##### Extracted entries

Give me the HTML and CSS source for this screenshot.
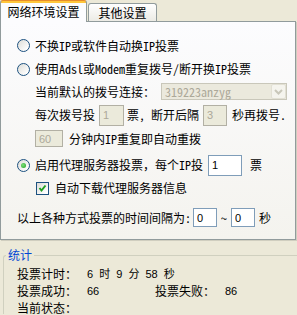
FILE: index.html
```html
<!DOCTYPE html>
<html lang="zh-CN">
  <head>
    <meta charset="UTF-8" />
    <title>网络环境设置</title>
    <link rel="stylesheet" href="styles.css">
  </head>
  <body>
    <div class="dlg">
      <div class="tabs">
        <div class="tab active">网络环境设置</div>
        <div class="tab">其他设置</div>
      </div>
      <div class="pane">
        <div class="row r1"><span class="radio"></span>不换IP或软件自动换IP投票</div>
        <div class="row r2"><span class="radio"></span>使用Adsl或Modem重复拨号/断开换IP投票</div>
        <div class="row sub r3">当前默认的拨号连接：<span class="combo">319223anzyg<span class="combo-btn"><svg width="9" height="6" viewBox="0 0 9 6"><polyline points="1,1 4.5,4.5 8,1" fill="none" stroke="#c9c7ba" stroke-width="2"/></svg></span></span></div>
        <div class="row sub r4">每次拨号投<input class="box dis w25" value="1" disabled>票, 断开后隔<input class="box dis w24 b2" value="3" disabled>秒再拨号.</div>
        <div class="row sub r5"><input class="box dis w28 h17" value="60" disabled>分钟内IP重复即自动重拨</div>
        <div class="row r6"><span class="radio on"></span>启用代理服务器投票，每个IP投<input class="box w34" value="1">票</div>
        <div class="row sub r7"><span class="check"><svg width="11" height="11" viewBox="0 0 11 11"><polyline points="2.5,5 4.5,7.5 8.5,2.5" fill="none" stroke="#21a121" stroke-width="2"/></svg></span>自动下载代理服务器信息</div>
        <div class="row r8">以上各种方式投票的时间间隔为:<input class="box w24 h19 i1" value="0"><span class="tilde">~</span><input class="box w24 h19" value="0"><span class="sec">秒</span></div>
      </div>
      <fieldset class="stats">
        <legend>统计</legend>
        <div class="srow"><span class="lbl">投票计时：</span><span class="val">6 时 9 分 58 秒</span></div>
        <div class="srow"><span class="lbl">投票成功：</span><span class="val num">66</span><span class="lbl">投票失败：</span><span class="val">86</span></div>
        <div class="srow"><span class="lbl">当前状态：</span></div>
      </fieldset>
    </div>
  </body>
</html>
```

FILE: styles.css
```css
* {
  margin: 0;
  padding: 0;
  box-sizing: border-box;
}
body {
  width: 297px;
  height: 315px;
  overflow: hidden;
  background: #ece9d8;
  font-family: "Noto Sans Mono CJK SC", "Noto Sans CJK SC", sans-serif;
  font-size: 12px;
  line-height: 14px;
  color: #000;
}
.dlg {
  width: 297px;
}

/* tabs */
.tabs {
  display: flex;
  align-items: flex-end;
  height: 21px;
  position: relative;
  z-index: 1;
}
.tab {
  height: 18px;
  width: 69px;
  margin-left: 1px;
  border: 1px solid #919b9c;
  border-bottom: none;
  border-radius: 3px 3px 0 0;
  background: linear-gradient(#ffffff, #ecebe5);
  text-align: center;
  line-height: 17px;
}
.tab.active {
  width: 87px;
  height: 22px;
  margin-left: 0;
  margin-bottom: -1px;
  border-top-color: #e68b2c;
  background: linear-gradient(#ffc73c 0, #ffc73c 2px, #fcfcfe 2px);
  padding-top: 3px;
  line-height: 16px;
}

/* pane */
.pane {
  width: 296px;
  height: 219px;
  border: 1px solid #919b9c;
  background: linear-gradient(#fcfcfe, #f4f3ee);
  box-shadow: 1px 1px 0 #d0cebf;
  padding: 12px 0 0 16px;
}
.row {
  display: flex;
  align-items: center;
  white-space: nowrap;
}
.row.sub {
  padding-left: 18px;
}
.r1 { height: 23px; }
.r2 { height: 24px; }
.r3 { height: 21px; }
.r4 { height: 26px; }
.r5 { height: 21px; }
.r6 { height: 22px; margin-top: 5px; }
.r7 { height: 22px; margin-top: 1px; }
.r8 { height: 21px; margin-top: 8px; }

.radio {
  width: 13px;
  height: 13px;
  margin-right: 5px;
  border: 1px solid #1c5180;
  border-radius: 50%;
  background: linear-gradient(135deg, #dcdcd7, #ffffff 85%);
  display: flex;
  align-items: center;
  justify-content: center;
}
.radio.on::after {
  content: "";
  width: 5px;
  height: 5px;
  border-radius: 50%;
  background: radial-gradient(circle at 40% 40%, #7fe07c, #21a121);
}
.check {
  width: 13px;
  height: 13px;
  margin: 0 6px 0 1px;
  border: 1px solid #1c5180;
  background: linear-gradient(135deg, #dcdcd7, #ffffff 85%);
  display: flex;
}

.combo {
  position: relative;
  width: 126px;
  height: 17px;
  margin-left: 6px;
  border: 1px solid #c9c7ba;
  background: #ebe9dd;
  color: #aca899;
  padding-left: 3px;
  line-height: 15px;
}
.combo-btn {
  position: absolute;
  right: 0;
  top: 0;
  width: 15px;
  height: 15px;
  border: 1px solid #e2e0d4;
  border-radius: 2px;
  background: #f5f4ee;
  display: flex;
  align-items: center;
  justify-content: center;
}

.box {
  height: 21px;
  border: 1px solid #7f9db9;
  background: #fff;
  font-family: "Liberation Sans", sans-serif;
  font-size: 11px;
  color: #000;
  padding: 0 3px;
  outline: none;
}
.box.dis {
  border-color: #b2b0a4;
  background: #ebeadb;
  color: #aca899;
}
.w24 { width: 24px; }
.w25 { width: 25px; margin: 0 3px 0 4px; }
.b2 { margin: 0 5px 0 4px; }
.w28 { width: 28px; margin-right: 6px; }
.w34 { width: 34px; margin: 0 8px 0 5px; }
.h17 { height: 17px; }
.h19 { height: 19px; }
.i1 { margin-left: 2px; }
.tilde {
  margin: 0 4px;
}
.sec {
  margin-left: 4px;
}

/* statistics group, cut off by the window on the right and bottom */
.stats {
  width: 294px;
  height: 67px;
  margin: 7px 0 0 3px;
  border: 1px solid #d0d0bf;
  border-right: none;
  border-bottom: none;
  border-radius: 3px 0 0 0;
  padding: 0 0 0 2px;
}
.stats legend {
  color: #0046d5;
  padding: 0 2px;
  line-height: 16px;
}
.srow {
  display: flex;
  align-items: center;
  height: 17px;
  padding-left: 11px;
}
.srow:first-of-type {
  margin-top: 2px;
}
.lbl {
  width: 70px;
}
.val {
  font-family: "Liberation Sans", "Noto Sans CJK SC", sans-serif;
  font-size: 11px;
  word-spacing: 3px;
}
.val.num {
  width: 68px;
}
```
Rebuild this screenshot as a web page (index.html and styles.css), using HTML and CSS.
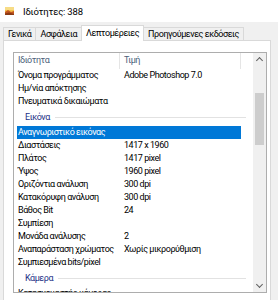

##########

### What the task asks
Search the records above for the string "screenshot". Copy every line that contains it.

### Answer to this task
Give me the HTML and CSS source for this screenshot.
Rebuild this screenshot as a web page (index.html and styles.css), using HTML and CSS.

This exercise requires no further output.